La imagen del dirigente de fútbol, su significado y trascendencia, está en una profunda crisis. El estallido del FIFAgate ha convertido a los dirigentes, antes venerados, en personajes sospechosos, hasta repelentes, coludidos de alguna manera con un profundo poder y multimillonario que estuvo sin control por mucho tiempo.
Esta situación hace pensar en medidas tan radicales que van más allá del cambio de dirigentes o de su limitación en sus cargos, sino directamente en su desaparición.
Es verdad que hay mucha injusticia en que varios dirigentes, honestos y abnegados, terminen pagando por esta mala reputación. Pero también es cierto que, parafraseando a Carl Von Clausewitz, el deporte es la continuación de la política por otros medios y es inevitable salir mal parado. No un tema de imagen sino de deber ser.

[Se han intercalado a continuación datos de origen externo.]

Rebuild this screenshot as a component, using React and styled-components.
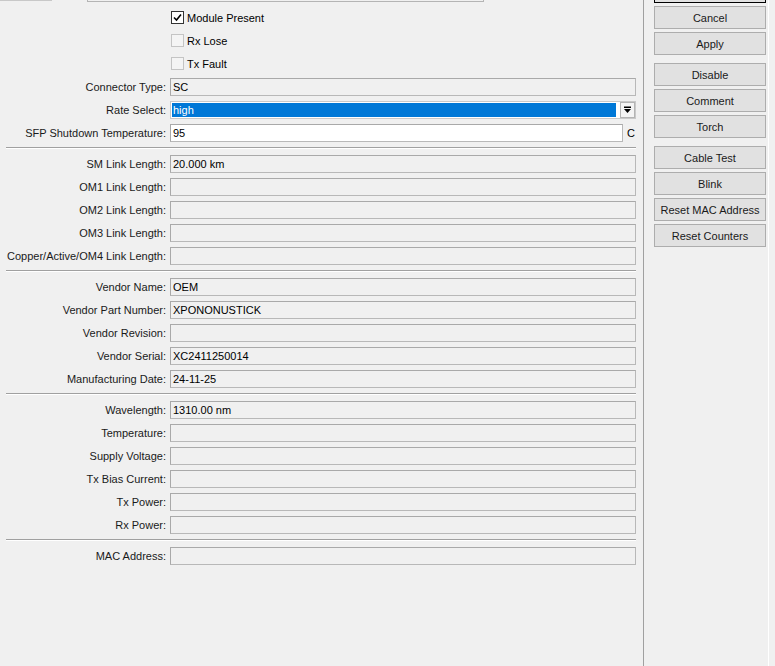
import React from 'react';
import styled, { createGlobalStyle } from 'styled-components';

const GlobalStyle = createGlobalStyle`
  html, body {
    margin: 0;
    padding: 0;
    background: #f0f0f0;
    overflow: hidden;
  }
  body {
    font-family: "Liberation Sans", Arial, sans-serif;
    font-size: 11px;
    color: #000;
  }
`;

const Window = styled.div`
  display: flex;
  height: 666px;
  background: #f0f0f0;
`;

const LeftPanel = styled.div`
  flex: 0 0 643px;
  display: flex;
  flex-direction: column;
`;

const TabStrip = styled.div`
  display: flex;
  height: 2px;
`;

const TabEdge = styled.div`
  width: ${(p) => p.$width}px;
  margin-left: ${(p) => p.$offset || 0}px;
  box-sizing: border-box;
  border-top: ${(p) => (p.$open ? 'none' : '1px solid #c8c8c8')};
  border-left: ${(p) => (p.$open ? '1px solid #b4b4b4' : 'none')};
  border-right: ${(p) => (p.$open ? '1px solid #b4b4b4' : 'none')};
  border-bottom: ${(p) => (p.$open ? '1px solid #b4b4b4' : 'none')};
`;

const Form = styled.div`
  display: flex;
  flex-direction: column;
  padding: 4px 7px 0 0;
`;

const Row = styled.div`
  display: grid;
  grid-template-columns: 166px 1fr;
  column-gap: 4px;
  align-items: center;
  height: 23px;
`;

const Label = styled.div`
  text-align: right;
  white-space: nowrap;
  color: #1a1a1a;
`;

const Field = styled.div`
  height: 18px;
  box-sizing: border-box;
  border: 1px solid #a9a9a9;
  border-right-color: #b8b8b8;
  border-bottom-color: #b8b8b8;
  background: ${(p) => (p.$editable ? '#ffffff' : '#f0f0f0')};
  padding: 0 2px;
  line-height: 16px;
  white-space: nowrap;
  overflow: hidden;
`;

const FieldWithUnit = styled.div`
  display: grid;
  grid-template-columns: 453px 1fr;
  column-gap: 4px;
  align-items: center;
`;

const Unit = styled.span`
  line-height: 16px;
`;

const Select = styled.div`
  display: flex;
  align-items: stretch;
  height: 18px;
  box-sizing: border-box;
  border: 1px solid #c9c9c9;
  background: #ffffff;
  gap: 4px;
`;

const SelectValue = styled.div`
  flex: 1;
  margin: 1px 0 1px 1px;
  background: #0078d7;
  color: #ffffff;
  line-height: 14px;
  padding: 0 1px;
`;

const SelectButton = styled.div`
  flex: 0 0 13px;
  display: flex;
  align-items: center;
  justify-content: center;
  border: 1px solid #b4b4b4;
  background: #f4f4f4;
`;

const CheckRow = styled.div`
  display: flex;
  align-items: center;
  gap: 3px;
  padding-left: 1px;
`;

const Box = styled.span`
  width: 13px;
  height: 13px;
  box-sizing: border-box;
  border: 1px solid ${(p) => (p.$checked ? '#333333' : '#c4c4c4')};
  background: ${(p) => (p.$checked ? '#ffffff' : '#f4f4f4')};
  display: flex;
  align-items: center;
  justify-content: center;
`;

const Separator = styled.div`
  margin: 3px 0 3px 6px;
  border-top: 1px solid #a0a0a0;
  border-bottom: 1px solid #ffffff;
`;

const RightPanel = styled.div`
  flex: 0 0 126px;
  box-sizing: border-box;
  border-left: 1px solid #a0a0a0;
  border-right: 1px solid #ffffff;
  padding: 0 0 0 10px;
  display: flex;
  flex-direction: column;
`;

const ButtonStack = styled.div`
  display: flex;
  flex-direction: column;
  gap: 3px;
  margin-top: ${(p) => p.$top}px;
`;

const Button = styled.div`
  width: 112px;
  height: 23px;
  box-sizing: border-box;
  border: 1px solid ${(p) => (p.$default ? '#000000' : '#adadad')};
  background: #e1e1e1;
  display: flex;
  align-items: center;
  justify-content: center;
  white-space: nowrap;
  color: #1a1a1a;
`;

const DropIcon = () => (
  <svg width="7" height="8" viewBox="0 0 7 8">
    <rect x="0" y="0.5" width="7" height="1.5" fill="#000" />
    <polygon points="0,3 7,3 3.5,7" fill="#000" />
  </svg>
);

const CheckMark = () => (
  <svg width="9" height="9" viewBox="0 0 9 9">
    <path d="M1 4.5 L3.5 7 L8 1.5" stroke="#000" strokeWidth="1.6" fill="none" />
  </svg>
);

const checks = [
  { name: 'Module Present', checked: true },
  { name: 'Rx Lose', checked: false },
  { name: 'Tx Fault', checked: false },
];

const sections = [
  [
    ['SM Link Length', '20.000 km'],
    ['OM1 Link Length', ''],
    ['OM2 Link Length', ''],
    ['OM3 Link Length', ''],
    ['Copper/Active/OM4 Link Length', ''],
  ],
  [
    ['Vendor Name', 'OEM'],
    ['Vendor Part Number', 'XPONONUSTICK'],
    ['Vendor Revision', ''],
    ['Vendor Serial', 'XC2411250014'],
    ['Manufacturing Date', '24-11-25'],
  ],
  [
    ['Wavelength', '1310.00 nm'],
    ['Temperature', ''],
    ['Supply Voltage', ''],
    ['Tx Bias Current', ''],
    ['Tx Power', ''],
    ['Rx Power', ''],
  ],
  [['MAC Address', '']],
];

// the OK button sits above the scrolled view, only its bottom edge shows
const buttonGroups = [
  [{ id: 'ok', label: '', isDefault: true }, { id: 'Cancel' }, { id: 'Apply' }],
  [{ id: 'Disable' }, { id: 'Comment' }, { id: 'Torch' }],
  [{ id: 'Cable Test' }, { id: 'Blink' }, { id: 'Reset MAC Address' }, { id: 'Reset Counters' }],
];

export default function App() {
  return (
    <>
      <GlobalStyle />
      <Window>
        <LeftPanel>
          <TabStrip>
            <TabEdge $width={52} />
            <TabEdge $width={397} $offset={35} $open />
          </TabStrip>
          <Form>
            {checks.map((c) => (
              <Row key={c.name}>
                <span />
                <CheckRow>
                  <Box $checked={c.checked}>{c.checked && <CheckMark />}</Box>
                  <span>{c.name}</span>
                </CheckRow>
              </Row>
            ))}
            <Row>
              <Label>Connector Type:</Label>
              <Field>SC</Field>
            </Row>
            <Row>
              <Label>Rate Select:</Label>
              <Select>
                <SelectValue>high</SelectValue>
                <SelectButton>
                  <DropIcon />
                </SelectButton>
              </Select>
            </Row>
            <Row>
              <Label>SFP Shutdown Temperature:</Label>
              <FieldWithUnit>
                <Field $editable>95</Field>
                <Unit>C</Unit>
              </FieldWithUnit>
            </Row>
            {sections.map((rows, i) => (
              <React.Fragment key={i}>
                <Separator />
                {rows.map(([label, value]) => (
                  <Row key={label}>
                    <Label>{label}:</Label>
                    <Field>{value}</Field>
                  </Row>
                ))}
              </React.Fragment>
            ))}
          </Form>
        </LeftPanel>
        <RightPanel>
          {buttonGroups.map((group, i) => (
            <ButtonStack key={i} $top={i === 0 ? -20 : 8}>
              {group.map((b) => (
                <Button key={b.id} $default={b.isDefault}>
                  {b.label ?? b.id}
                </Button>
              ))}
            </ButtonStack>
          ))}
        </RightPanel>
      </Window>
    </>
  );
}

Siempre se vio al dirigente como un político en ciernes, con un ojo en la cancha pero otro en futuras curules municipales, legislativas y hasta presidenciales. Muchos no saltaron de la dirigencia a la política sino que convivieron en los dos mundos, como reverso y anverso de una misma moneda. Fijémonos en las asambleas del fútbol, sus reuniones y sistemas, tan calcados de la política que por eso se creyó, que el fútbol era un Estado aparte.
Es tiempo que la dirigencia se renueve. Que acepte el cambio de época. Que sea más deportiva y menos política.